A 11 mois des élections présidentielles, les Mexicains estiment qu’il s’agit avant tout d’une opération de politique intérieure visant à séduire l’électorat d’origine latino-américaine qui est estimé à 27 millions d’électeurs et qui traditionnellement votent pour le parti Démocrates. Invitée à un forum réunissant plusieurs gouverneurs mexicains, Doris Meissner, qui a été la responsable de l’Institut d’immigration et de naturalisation de l’administration Clinton, estime que «ce plan migratoire est un grand show qui a pour objectif de mettre George Bush à l’abri des critiques latino-américaines sur la problématique migratoire».

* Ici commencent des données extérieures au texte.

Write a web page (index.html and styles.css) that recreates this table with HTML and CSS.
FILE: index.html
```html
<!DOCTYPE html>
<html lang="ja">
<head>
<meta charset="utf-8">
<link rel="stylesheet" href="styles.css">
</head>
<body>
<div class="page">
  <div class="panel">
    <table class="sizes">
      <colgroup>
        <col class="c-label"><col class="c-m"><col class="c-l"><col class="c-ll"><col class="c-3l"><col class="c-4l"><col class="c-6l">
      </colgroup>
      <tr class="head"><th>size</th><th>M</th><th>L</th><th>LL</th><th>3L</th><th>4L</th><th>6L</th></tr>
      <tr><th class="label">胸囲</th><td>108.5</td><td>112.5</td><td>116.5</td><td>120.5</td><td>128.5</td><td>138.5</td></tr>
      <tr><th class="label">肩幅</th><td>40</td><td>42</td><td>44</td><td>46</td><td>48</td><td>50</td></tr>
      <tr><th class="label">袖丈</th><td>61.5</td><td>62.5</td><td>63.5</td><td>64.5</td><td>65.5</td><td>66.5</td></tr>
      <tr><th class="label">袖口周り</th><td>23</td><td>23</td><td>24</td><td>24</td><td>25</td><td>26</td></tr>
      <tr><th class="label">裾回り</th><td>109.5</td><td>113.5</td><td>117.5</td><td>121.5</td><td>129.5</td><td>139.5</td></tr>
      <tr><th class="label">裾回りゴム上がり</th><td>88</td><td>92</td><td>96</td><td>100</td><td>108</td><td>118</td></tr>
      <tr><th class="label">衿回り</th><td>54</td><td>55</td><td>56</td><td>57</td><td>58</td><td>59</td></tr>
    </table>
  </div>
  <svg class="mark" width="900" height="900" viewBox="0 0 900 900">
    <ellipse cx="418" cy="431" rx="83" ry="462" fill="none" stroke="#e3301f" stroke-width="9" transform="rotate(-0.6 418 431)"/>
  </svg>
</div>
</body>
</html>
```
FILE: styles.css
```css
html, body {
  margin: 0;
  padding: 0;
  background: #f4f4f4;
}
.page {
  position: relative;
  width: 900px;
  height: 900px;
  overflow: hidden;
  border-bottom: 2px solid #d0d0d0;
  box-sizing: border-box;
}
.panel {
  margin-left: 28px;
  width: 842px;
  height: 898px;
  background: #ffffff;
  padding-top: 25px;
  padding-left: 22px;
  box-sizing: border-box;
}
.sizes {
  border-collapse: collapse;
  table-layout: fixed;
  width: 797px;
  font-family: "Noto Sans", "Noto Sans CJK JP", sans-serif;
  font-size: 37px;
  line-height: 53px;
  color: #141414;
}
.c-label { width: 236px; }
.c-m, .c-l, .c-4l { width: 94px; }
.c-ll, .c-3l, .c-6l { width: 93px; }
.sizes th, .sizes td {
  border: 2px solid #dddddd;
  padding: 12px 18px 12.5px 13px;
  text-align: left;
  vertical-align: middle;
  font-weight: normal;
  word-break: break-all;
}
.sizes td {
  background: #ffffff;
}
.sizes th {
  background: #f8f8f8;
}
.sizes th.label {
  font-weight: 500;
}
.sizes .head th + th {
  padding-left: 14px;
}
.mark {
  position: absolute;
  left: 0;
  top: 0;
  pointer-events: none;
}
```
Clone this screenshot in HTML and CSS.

Néanmoins, le gouvernement mexicain s’attache à mettre en évidence les aspects positifs de cette proposition. En effet, c’est la première fois depuis la première rencontre de George W : Bush et de son homologue mexicain, Vicente Fox, en l’an 2000, que le président américain accepte de prendre en compte le problème migratoire. C’est donc une reconnaissance implicite par Washington que cette question est bien au centre de toutes négociations bilatérales. A la veille du sommet des Amériques, qui se tiendra le 12 et le 13 janvier dans la ville industrielle de Monterrey, au Nord du Mexique, et où se rendra George W. Bush, cette déclaration est aussi la confirmation que la Maison Blanche a définitivement levé les menaces de représailles qu’elle faisaient peser sur le Mexique suite à son refus de s’impliquer à ses côtés dans le conflit irakien.